There is a cardinal rule in economics that “ THERE IS NO FREE LUNCH.” Someone has to pay for these loan waivers. An impulsive and politically-motivated decision now shifts the financial burden from the farmers who benefited from the loans to the taxpayers who derived no benefit from them.
As of this writing, about Rs. 1 lakh crores of farm loans have already been waived in five states, and farmers in several other states are lining up demanding similar waivers. The total bill for all this is expected to be about Rs. 2.5 lakh crores.
To announce loan waivers of such magnitude at a time when the nation’s banking system is under severe duress is even more reckless than demonetization. Farmers have already racked up almost Rs. 6 lakh crores of unpaid balances in the KCC ( Kisan Credit Card) scheme.
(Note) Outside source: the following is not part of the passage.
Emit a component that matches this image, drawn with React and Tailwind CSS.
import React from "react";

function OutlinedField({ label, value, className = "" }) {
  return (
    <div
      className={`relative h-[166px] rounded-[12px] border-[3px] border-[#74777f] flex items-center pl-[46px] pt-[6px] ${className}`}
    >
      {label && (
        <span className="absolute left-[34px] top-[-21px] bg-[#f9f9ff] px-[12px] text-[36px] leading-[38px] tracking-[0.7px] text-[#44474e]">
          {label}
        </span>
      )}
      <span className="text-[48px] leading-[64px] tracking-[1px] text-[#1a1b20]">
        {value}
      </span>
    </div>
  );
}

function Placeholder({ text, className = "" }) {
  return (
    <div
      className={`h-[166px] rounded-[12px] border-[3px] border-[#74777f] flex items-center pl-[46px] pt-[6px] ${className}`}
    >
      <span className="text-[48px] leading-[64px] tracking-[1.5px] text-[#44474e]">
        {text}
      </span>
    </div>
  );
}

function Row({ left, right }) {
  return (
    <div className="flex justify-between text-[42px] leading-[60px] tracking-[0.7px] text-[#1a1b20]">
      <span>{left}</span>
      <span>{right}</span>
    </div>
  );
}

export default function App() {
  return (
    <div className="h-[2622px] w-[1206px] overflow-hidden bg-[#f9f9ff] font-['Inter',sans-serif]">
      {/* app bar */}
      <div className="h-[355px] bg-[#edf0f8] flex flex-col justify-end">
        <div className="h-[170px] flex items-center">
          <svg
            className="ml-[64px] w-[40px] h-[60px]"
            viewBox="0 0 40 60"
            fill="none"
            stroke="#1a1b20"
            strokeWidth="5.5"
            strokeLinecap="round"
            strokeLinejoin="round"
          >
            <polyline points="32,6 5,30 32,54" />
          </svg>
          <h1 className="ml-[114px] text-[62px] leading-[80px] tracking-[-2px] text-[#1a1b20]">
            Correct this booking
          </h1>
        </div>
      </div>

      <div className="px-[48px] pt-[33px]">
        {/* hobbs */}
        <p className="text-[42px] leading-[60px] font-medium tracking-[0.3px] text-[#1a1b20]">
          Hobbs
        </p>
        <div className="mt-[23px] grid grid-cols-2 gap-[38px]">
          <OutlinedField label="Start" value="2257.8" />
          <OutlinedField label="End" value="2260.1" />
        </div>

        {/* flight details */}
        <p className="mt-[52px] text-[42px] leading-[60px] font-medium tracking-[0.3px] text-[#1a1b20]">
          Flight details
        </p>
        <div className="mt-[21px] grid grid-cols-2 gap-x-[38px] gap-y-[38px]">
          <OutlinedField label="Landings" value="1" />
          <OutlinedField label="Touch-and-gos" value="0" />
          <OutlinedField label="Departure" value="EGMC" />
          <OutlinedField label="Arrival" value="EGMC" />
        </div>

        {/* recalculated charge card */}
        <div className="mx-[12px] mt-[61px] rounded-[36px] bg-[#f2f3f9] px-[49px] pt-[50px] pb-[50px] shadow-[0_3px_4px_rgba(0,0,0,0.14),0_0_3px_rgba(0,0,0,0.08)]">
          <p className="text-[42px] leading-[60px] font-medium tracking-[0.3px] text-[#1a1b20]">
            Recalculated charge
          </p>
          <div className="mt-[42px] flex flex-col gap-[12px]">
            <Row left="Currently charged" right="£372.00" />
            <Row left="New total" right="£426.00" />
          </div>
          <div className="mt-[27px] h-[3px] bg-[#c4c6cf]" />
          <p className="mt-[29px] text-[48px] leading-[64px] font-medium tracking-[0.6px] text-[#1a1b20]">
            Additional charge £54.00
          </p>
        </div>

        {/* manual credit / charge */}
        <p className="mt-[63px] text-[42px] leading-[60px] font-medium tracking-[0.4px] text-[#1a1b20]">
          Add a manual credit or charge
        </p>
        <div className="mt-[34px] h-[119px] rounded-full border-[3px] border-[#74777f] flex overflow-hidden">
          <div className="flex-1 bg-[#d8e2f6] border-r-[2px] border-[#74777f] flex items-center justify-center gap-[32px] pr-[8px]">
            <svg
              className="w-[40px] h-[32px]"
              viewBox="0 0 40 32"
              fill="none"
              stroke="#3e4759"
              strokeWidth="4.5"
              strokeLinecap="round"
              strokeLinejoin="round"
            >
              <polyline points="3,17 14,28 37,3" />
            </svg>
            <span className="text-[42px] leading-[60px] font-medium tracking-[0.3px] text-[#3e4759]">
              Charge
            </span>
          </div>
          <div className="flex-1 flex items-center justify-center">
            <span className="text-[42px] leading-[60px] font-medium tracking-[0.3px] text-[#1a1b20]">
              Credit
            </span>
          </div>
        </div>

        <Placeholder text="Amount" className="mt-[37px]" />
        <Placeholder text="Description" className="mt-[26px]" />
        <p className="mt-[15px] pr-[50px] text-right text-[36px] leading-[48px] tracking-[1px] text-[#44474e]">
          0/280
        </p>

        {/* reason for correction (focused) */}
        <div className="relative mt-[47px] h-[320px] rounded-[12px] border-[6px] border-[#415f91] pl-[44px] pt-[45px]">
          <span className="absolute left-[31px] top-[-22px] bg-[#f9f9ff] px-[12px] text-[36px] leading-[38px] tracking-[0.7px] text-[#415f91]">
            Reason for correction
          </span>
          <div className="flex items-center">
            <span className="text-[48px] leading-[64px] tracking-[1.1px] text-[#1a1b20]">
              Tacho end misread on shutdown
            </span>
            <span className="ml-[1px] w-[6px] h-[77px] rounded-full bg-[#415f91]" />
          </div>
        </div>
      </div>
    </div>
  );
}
Additional loan waivers of Rs. 2.5 lakh crores is gravely irresponsible. No responsible economist would have recommended this and again goes to show that Mr. Modi either does not seek expert economic advice or chooses to ignore it.
History shows that a leader that starts favoring one group over another can cause great social harm. Transformational leaders understand the cardinal rule of good policymaking –benefit to many with harm to a few. Mr.Modi has done just the opposite.
Consequences
It appears that people are beginning to lose trust in Mr. Modi because of his recent policy blunders. And if as expected the economy slows down over the next year this trust will get eroded further especially since so much was promised before the election. And trust is a key ingredient for effective leadership. The next two years will be a challenging time for India. In an attempt to regain that trust and win reelection I expect Mr. Modi to start getting more reckless especially on matters related to the reach of government and personal and economic freedom.
This is not the transformation India needs.